You can, Olive! Mary has lots of money. Ask her for more to give to that homeless man, whatever his name is.
Today's full strip
A three figure donation? What an odd construction. Wouldn't most of us say "a few hundred dollars"? Between Olive's grim, downscale visions and Mary's odd way with the English language, no one in New York is safe.
A three figure donation? Is that $1.00, or will Mary be really generous and give $9.99?Yes, Olive, Bum Bunsington feels considerably better since a weird purple-garbed kid and a smirking woman tossed a platitude his way.
Is that the New York School Book Depository behind them?
So much for Not Talking To Strangers.
Olive should take advantage of the "five-finger discount" and grab a few bucks out of the beggar's cup while Mary distracts him with dull platitudes. That would be a real life lesson for everyone.
I hope the next person they happen upon in the deserted streets of New York City is Shovey Shovington. That will give Olive a whole new perspective on giving money to bums.
So the solution to homelessness is faith! That's so simple! Mary should be testifying before the Senate, not wandering the streets with Olive.

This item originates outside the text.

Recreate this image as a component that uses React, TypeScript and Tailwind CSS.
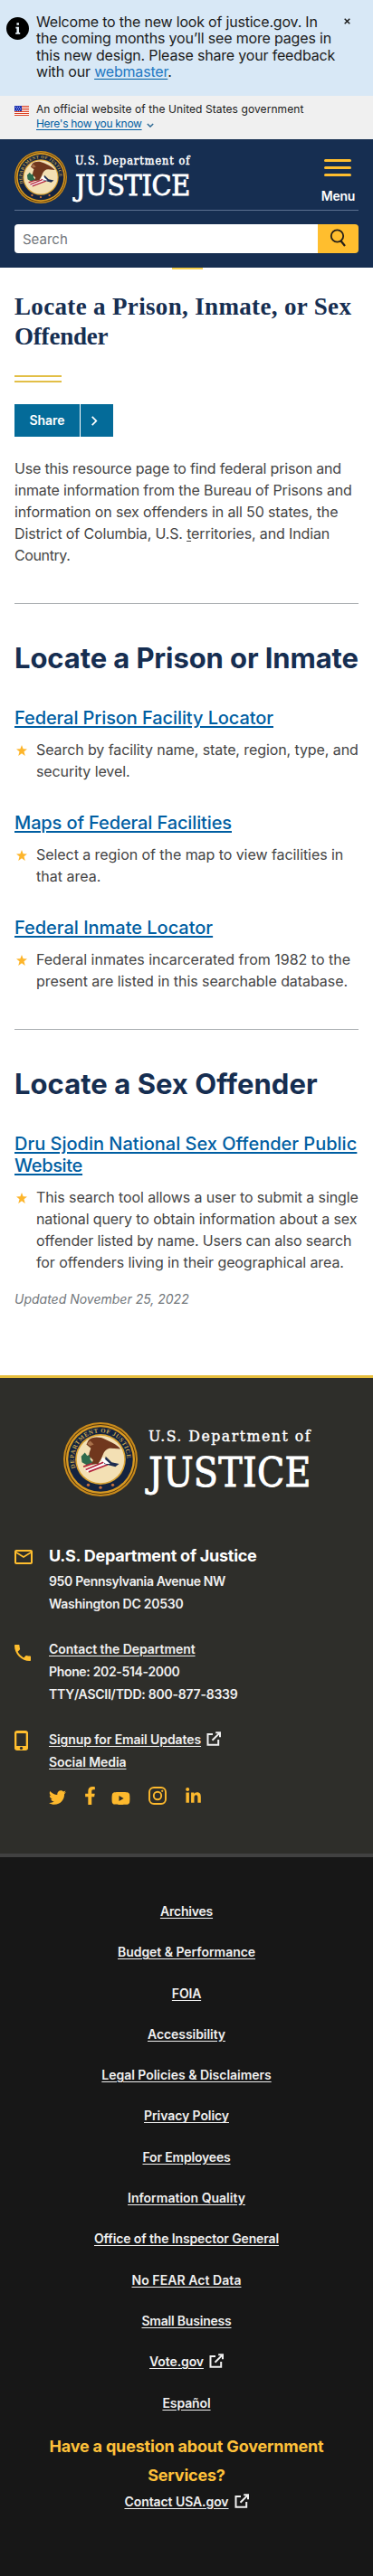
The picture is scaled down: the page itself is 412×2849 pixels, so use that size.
import React from "react";
import { FaTwitter, FaFacebookF, FaYoutube, FaLinkedinIn } from "react-icons/fa";

type Line = [string, string];

function Lines({ items }: { items: Line[] }) {
  return (
    <>
      {items.map(([text, cls]) => (
        <span key={text} className={`block whitespace-nowrap ${cls}`}>
          {text}{" "}
        </span>
      ))}
    </>
  );
}

function Seal({ className, id }: { className: string; id: string }) {
  return (
    <svg viewBox="0 0 100 100" className={className} aria-hidden="true">
      <defs>
        <path id={id} d="M16.6 61.5 A35.5 35.5 0 1 1 83.4 61.5" />
      </defs>
      <circle cx="50" cy="50" r="50" fill="#c98a1b" />
      <circle cx="50" cy="50" r="47.6" fill="#4a3312" />
      <circle cx="50" cy="50" r="46.4" fill="#d99a22" />
      <circle cx="50" cy="50" r="43.6" fill="#14233f" />
      <circle cx="50" cy="50" r="34" fill="#d8a233" />
      <circle cx="50" cy="50" r="32" fill="#f3e0b4" />
      <text fill="#c9a64e" fontSize="8.4" fontFamily="Liberation Serif, serif" fontWeight="700">
        <textPath href={`#${id}`} textLength="123">DEPARTMENT OF JUSTICE</textPath>
      </text>
      <circle cx="33.5" cy="84.5" r="2" fill="#c8703a" />
      <circle cx="50" cy="88" r="2" fill="#c8703a" />
      <circle cx="66.5" cy="84.5" r="2" fill="#c8703a" />
      <path d="M24 46l5-5 3 4 5-2-1 7 4 5-8 3-7-4z" fill="#2e6a4c" />
      <path d="M28 63l22-10 12-1 2 4-22 9-10 2z" fill="#fff" />
      <path d="M27 60l20-7M30 64l24-10M34 67l26-10" stroke="#b3243b" strokeWidth="2.2" />
      <path d="M57 46l8 8 10 2-5 4-15-4z" fill="#1c2c50" />
      <path d="M53 47l10 9-6 0-6-5z" fill="#fff" />
      <path
        d="M34 24c5-5 15-5 22-1 6 3 12 5 18 10l3 3-13-1c-5 0-8 3-10 7l-3 7-4 7-9 1 2-6-4-4c-3-4 0-8 1-12l-6-5z"
        fill="#70371d"
      />
      <path d="M36 25l-4 4 4 3 5-2z" fill="#a9714a" />
    </svg>
  );
}

function Flag() {
  return (
    <svg viewBox="0 0 16 11" className="mt-1 h-[11px] w-4 shrink-0" shapeRendering="crispEdges">
      <rect width="16" height="11" fill="#fff" />
      <path d="M0 .5h16M0 2.5h16M0 4.5h16M0 6.5h16M0 8.5h16M0 10.5h16" stroke="#db3e1f" />
      <rect width="8" height="6" fill="#1e33b1" />
      <path d="M1 1.5h1M3 1.5h1M5 1.5h1M2 3.5h1M4 3.5h1M6 3.5h1M1 5h1M3 5h1M5 5h1" stroke="#a9b4ee" />
    </svg>
  );
}

function External() {
  return (
    <svg viewBox="0 0 16 16" className="ml-1.5 inline-block h-4 w-4 align-[-2px]" fill="none" stroke="#f0f0f0" strokeWidth="2">
      <path d="M7 3H1.500v11.700h11.700V9" />
      <path d="M6.500 9.800L14.600 1.600M10.200 1.200h4.800v5" />
    </svg>
  );
}

function Star() {
  return (
    <svg viewBox="0 0 24 24" className="ml-0.5 mt-[7px] h-3 w-3 shrink-0" fill="#fdb52b">
      <path d="M12 0l3.2 8.6 8.8.5-7 5.6 2.5 9.3-7.500-5.300L4.500 24 7 14.700 0 9.100l8.800-.5z" />
    </svg>
  );
}

function Entry({ title, lines, className }: { title: Line[]; lines: Line[]; className: string }) {
  return (
    <section className={className}>
      <h3 className="text-[20px] font-medium leading-6 text-[#005ea2] underline decoration-2 underline-offset-2">
        <a href="#"><Lines items={title} /></a>
      </h3>
      <div className="mt-[11px] flex">
        <Star />
        <p className="ml-2.5 text-base leading-6 text-[#454545]"><Lines items={lines} /></p>
      </div>
    </section>
  );
}

const footerLinks: Line[] = [
  ["Archives", "tracking-[-0.2px]"],
  ["Budget & Performance", "tracking-[-0.04px]"],
  ["FOIA", "tracking-[-0.2px]"],
  ["Accessibility", "tracking-[-0.06px]"],
  ["Legal Policies & Disclaimers", "tracking-[-0.03px]"],
  ["Privacy Policy", "tracking-[-0.08px]"],
  ["For Employees", "tracking-[-0.18px]"],
  ["Information Quality", "tracking-[0px]"],
  ["Office of the Inspector General", "tracking-[-0.13px]"],
  ["No FEAR Act Data", "tracking-[0.06px]"],
  ["Small Business", "tracking-[-0.21px]"],
  ["Vote.gov", "tracking-[-0.1px]"],
  ["Español", "tracking-[-0.1px]"],
];

export default function App() {
  return (
    <div className="w-[412px] bg-white font-['Inter',sans-serif] text-[#1b1b1b]">
      <aside className="flex h-[106px] bg-[#d8e8f6] pl-[7px] pt-[15px]">
        <svg viewBox="0 0 24 24" className="mt-[4px] h-[25px] w-[25px] shrink-0">
          <circle cx="12" cy="12" r="12" fill="#000" />
          <path d="M11 6h2.400v2.400H11zM10 10.200h3.400v6h1.200V18H9.800v-1.800H11V12h-1z" fill="#e6f0f8" />
        </svg>
        <p className="ml-2 w-[335px] text-base leading-[18.4px]">
          <Lines
            items={[
              ["Welcome to the new look of justice.gov. In", "tracking-[-0.2px]"],
              ["the coming months you’ll see more pages in", "tracking-[-0.17px]"],
              ["this new design. Please share your feedback", "tracking-[-0.18px]"],
            ]}
          />
          <span className="tracking-[-0.18px]">
            with our <a href="#" className="text-[#2378c3] underline decoration-[#005ea2] underline-offset-2">webmaster</a>.
          </span>
        </p>
        <svg viewBox="0 0 8 8" className="ml-[5px] mt-[5px] h-[7px] w-[7px] shrink-0" stroke="#1b1b1b" strokeWidth="1.700">
          <path d="M.8.8l6.400 6.400M7.200.8L.8 7.200" />
        </svg>
      </aside>

      <div className="flex h-12 bg-[#f0f0f0] px-4 pt-[7px]">
        <Flag />
        <div className="ml-2 text-xs leading-4">
          <p className="whitespace-nowrap tracking-[0.08px]">An official website of the United States government</p>
          <a href="#" className="flex items-center text-[#005ea2]">
            <span className="tracking-[-0.3px] underline underline-offset-2">Here's how you know</span>
            <svg viewBox="0 0 10 6" className="ml-[5px] mt-0.5 h-[5px] w-2" fill="none" stroke="#2f6a94" strokeWidth="1.800">
              <path d="M1 1l4 4 4-4" />
            </svg>
          </a>
        </div>
      </div>

      <header className="h-[142px] bg-[#162e51] px-4 pt-[13px]">
        <div className="flex h-[66px] justify-between border-b border-[#5c7090]">
          <div className="flex">
            <Seal className="h-[58px] w-[58px]" id="seal-header" />
            <div className="ml-[9px] whitespace-nowrap font-['DejaVu_Serif_Condensed','DejaVu_Serif',serif] text-white">
              <p className="mt-px h-[18px] text-[12.500px] leading-5 tracking-[1px] [-webkit-text-stroke:0.500px_white]">U.S. Department of</p>
              <p className="mt-[2px] text-[32px] leading-[34px] tracking-[-0.3px] [-webkit-text-stroke:0.800px_white]">JUSTICE</p>
            </div>
          </div>
          <button className="mr-[4px] flex flex-col items-center pt-[9px] text-white">
            <span className="flex flex-col gap-[5px]">
              <span className="block h-[3px] w-[30px] rounded-sm bg-[#ffbe2e]" />
              <span className="block h-[3px] w-[30px] rounded-sm bg-[#ffbe2e]" />
              <span className="block h-[3px] w-[30px] rounded-sm bg-[#ffbe2e]" />
            </span>
            <span className="mt-[12px] text-sm font-semibold leading-5 tracking-[-0.3px]">Menu</span>
          </button>
        </div>
        <div className="mt-[15px] flex h-8 overflow-hidden rounded">
          <div className="flex-1 bg-white pl-[9px] text-[15px] leading-[33px] text-[#71767a]">Search</div>
          <div className="flex w-[45px] justify-center bg-[#ffbe2e] pt-[4px]">
            <svg viewBox="0 0 20 22" className="h-[22px] w-5" fill="none" stroke="#262018" strokeWidth="1.800">
              <circle cx="8.500" cy="9" r="6.700" />
              <path d="M12.200 14l4.800 6" strokeWidth="2.200" />
            </svg>
          </div>
        </div>
      </header>

      <main className="px-4">
        <div className="mx-auto h-[2px] w-[34px] translate-x-[1px] bg-[#f5cf4d]" />
        <h1 className="mt-[25px] font-['Liberation_Serif',serif] text-[27px] font-bold leading-[33px] text-[#162e51]">
          <Lines
            items={[
              ["Locate a Prison, Inmate, or Sex", "tracking-[0.34px]"],
              ["Offender", "tracking-[-0.2px]"],
            ]}
          />
        </h1>
        <div className="mt-[26px] h-2 w-[52px] border-y-2 border-[#e2bf47]" />

        <button className="mt-6 flex h-9 w-[109px] bg-[#046b99] text-white">
          <span className="w-[73px] border-r border-white text-sm font-semibold leading-9">Share</span>
          <svg viewBox="0 0 8 12" className="ml-[11px] mt-[13px] h-[11px] w-[8px]" fill="none" stroke="#fff" strokeWidth="1.900">
            <path d="M1.500 1l5 5-5 5" />
          </svg>
        </button>

        <p className="mt-[23px] text-base leading-6 text-[#454545]">
          <Lines
            items={[
              ["Use this resource page to find federal prison and", "tracking-[-0.18px]"],
              ["inmate information from the Bureau of Prisons and", "tracking-[-0.17px]"],
              ["information on sex offenders in all 50 states, the", "tracking-[-0.13px]"],
            ]}
          />
          <span className="block whitespace-nowrap tracking-[-0.14px]">
            District of Columbia, U.S. <u className="underline-offset-2">t</u>erritories, and Indian
          </span>
          <span className="block tracking-[-0.39px]">Country.</span>
        </p>

        <hr className="mt-[41px] border-[#a9aeb1]" />
        <h2 className="mt-10 whitespace-nowrap text-[31px] font-bold leading-10 tracking-[-0.1px] text-[#162e51]">
          Locate a Prison or Inmate
        </h2>
        <Entry
          className="mt-[34px]"
          title={[["Federal Prison Facility Locator", "tracking-[-0.09px]"]]}
          lines={[
            ["Search by facility name, state, region, type, and", "tracking-[-0.09px]"],
            ["security level.", "tracking-[-0.1px]"],
          ]}
        />
        <Entry
          className="mt-[33px]"
          title={[["Maps of Federal Facilities", "tracking-[-0.12px]"]]}
          lines={[
            ["Select a region of the map to view facilities in", "tracking-[-0.06px]"],
            ["that area.", "tracking-[0px]"],
          ]}
        />
        <Entry
          className="mt-[33px]"
          title={[["Federal Inmate Locator", "tracking-[-0.02px]"]]}
          lines={[
            ["Federal inmates incarcerated from 1982 to the", "tracking-[-0.01px]"],
            ["present are listed in this searchable database.", "tracking-[-0.06px]"],
          ]}
        />
        <hr className="mt-[41px] border-[#a9aeb1]" />
        <h2 className="mt-10 whitespace-nowrap text-[31px] font-bold leading-10 tracking-[0.04px] text-[#162e51]">
          Locate a Sex Offender
        </h2>
        <Entry
          className="mt-[34px]"
          title={[
            ["Dru Sjodin National Sex Offender Public", "tracking-[0px]"],
            ["Website", "tracking-[-0.33px]"],
          ]}
          lines={[
            ["This search tool allows a user to submit a single", "tracking-[-0.11px]"],
            ["national query to obtain information about a sex", "tracking-[-0.13px]"],
            ["offender listed by name. Users can also search", "tracking-[-0.15px]"],
            ["for offenders living in their geographical area.", "tracking-[-0.1px]"],
          ]}
        />
        <p className="mt-[17px] text-sm italic leading-6 text-[#71767a]">Updated November 25, 2022</p>
      </main>

      <footer className="mt-[72px]">
        <div className="h-[529px] border-t-[3px] border-[#e6bd3c] bg-[#2e2e2a] px-4 pt-[49px] text-sm font-semibold leading-[25px] text-[#f0f0f0]">
          <div className="flex pl-[54px]">
            <Seal className="h-[82px] w-[82px]" id="seal-footer" />
            <div className="ml-[12px] whitespace-nowrap font-['DejaVu_Serif_Condensed','DejaVu_Serif',serif] font-normal text-white">
              <p className="mt-[3px] h-6 text-[17.500px] leading-6 tracking-[1.500px] [-webkit-text-stroke:0.400px_white]">U.S. Department of</p>
              <p className="mt-[7px] text-[44px] leading-[44px] tracking-[0.3px] [-webkit-text-stroke:0.900px_white]">JUSTICE</p>
            </div>
          </div>

          <div className="mt-[52px] flex">
            <svg viewBox="2 4 20 16" className="mt-[7px] h-4 w-5" fill="#ffbe2e">
              <path d="M22 6c0-1.100-.9-2-2-2H4c-1.100 0-2 .9-2 2v12c0 1.100.9 2 2 2h16c1.100 0 2-.9 2-2V6zm-2 0l-8 5-8-5h16zm0 12H4V8l8 5 8-5v10z" />
            </svg>
            <div className="ml-[18px]">
              <h4 className="text-[18px] font-bold leading-[27px] tracking-[-0.26px] text-white">U.S. Department of Justice</h4>
              <p className="mt-[2px] tracking-[-0.34px]">950 Pennsylvania Avenue NW</p>
              <p className="tracking-[-0.24px]">Washington DC 20530</p>
            </div>
          </div>

          <div className="mt-[25px] flex">
            <svg viewBox="3 3 18 18" className="mr-[2px] mt-[8px] h-[18px] w-[18px]" fill="#ffbe2e">
              <path d="M6.620 10.790c1.440 2.830 3.760 5.140 6.590 6.590l2.200-2.200c.27-.27.67-.36 1.020-.24 1.120.37 2.330.57 3.570.57.55 0 1 .45 1 1V20c0 .55-.45 1-1 1-9.390 0-17-7.610-17-17 0-.55.45-1 1-1h3.500c.55 0 1 .45 1 1 0 1.250.2 2.450.57 3.570.11.35.03.74-.25 1.020l-2.200 2.200z" />
            </svg>
            <div className="ml-[18px]">
              <p><a href="#" className="tracking-[-0.06px] underline underline-offset-2">Contact the Department</a></p>
              <p className="tracking-[-0.33px]">Phone: 202-514-2000</p>
              <p className="tracking-[-0.25px]">TTY/ASCII/TDD: 800-877-8339</p>
            </div>
          </div>

          <div className="mt-[25px] flex">
            <svg viewBox="5 1 13 22" preserveAspectRatio="none" className="mr-[5px] mt-[3px] h-[22px] w-[15px]" fill="#ffbe2e">
              <path d="M15.500 1h-8C6.120 1 5 2.120 5 3.500v17C5 21.880 6.120 23 7.500 23h8c1.380 0 2.500-1.120 2.500-2.500v-17C18 2.120 16.880 1 15.500 1zm-4 21c-.83 0-1.500-.67-1.500-1.500s.67-1.500 1.500-1.500 1.500.67 1.500 1.500-.67 1.500-1.500 1.500zm4.500-4H7V4h9v14z" />
            </svg>
            <div className="ml-[18px]">
              <p><a href="#" className="tracking-[-0.09px] underline underline-offset-2">Signup for Email Updates</a><External /></p>
              <p><a href="#" className="tracking-[-0.07px] underline underline-offset-2">Social Media</a></p>
              <div className="mt-[15px] flex h-5 items-end text-[#fdb92d]">
                <FaTwitter className="-mb-0.5 h-5 w-[19px]" />
                <FaFacebookF className="ml-[20px] h-5 w-[13px]" />
                <FaYoutube className="-mb-[3px] ml-[17px] h-5 w-[21px]" />
                <svg viewBox="0 0 20 20" className="ml-5 h-5 w-5" fill="none" stroke="currentColor" strokeWidth="1.900">
                  <rect x="1" y="1" width="18" height="18" rx="5" />
                  <circle cx="10" cy="10" r="4.200" />
                  <circle cx="15.200" cy="4.800" r=".7" fill="currentColor" strokeWidth="1" />
                </svg>
                <FaLinkedinIn className="ml-5 h-[19px] w-[19px]" />
              </div>
            </div>
          </div>
        </div>

        <div className="h-[799px] border-t-[4px] border-[#414141] bg-[#171717] pt-[37px] text-center text-sm font-semibold text-[#f0f0f0]">
          <ul>
            {footerLinks.map(([text, cls]) => (
              <li key={text} className="h-[45.3px] leading-[45.3px]">
                <a href="#" className={`underline underline-offset-2 ${cls}`}>{text}</a>
                {text === "Vote.gov" && <External />}
              </li>
            ))}
          </ul>
          <h4 className="mt-[10px] text-[18px] font-bold leading-8 text-[#ffc13a]">
            <Lines
              items={[
                ["Have a question about Government", "tracking-[-0.19px]"],
                ["Services?", "tracking-[-0.2px]"],
              ]}
            />
          </h4>
          <p className="mt-px leading-6">
            <a href="#" className="tracking-[-0.08px] underline underline-offset-2">Contact USA.gov</a>
            <External />
          </p>
        </div>
      </footer>
    </div>
  );
}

Mary's favorite frame of mind for her "victims" ... er, "friends" is "receptive, enthusiastic, grateful" ... That's when they're most vulnerable and can best be meddled into submission!
This would be a little but easier to take if Moy at least had the courage to say what the bum...er, down-on-his-luck-person... has faith in. Does he have faith in God? In the kindness of purple-clad strangers? In flower fairies? Santa Claus? Just saying he hasn't lost his faith is utterly meaningless.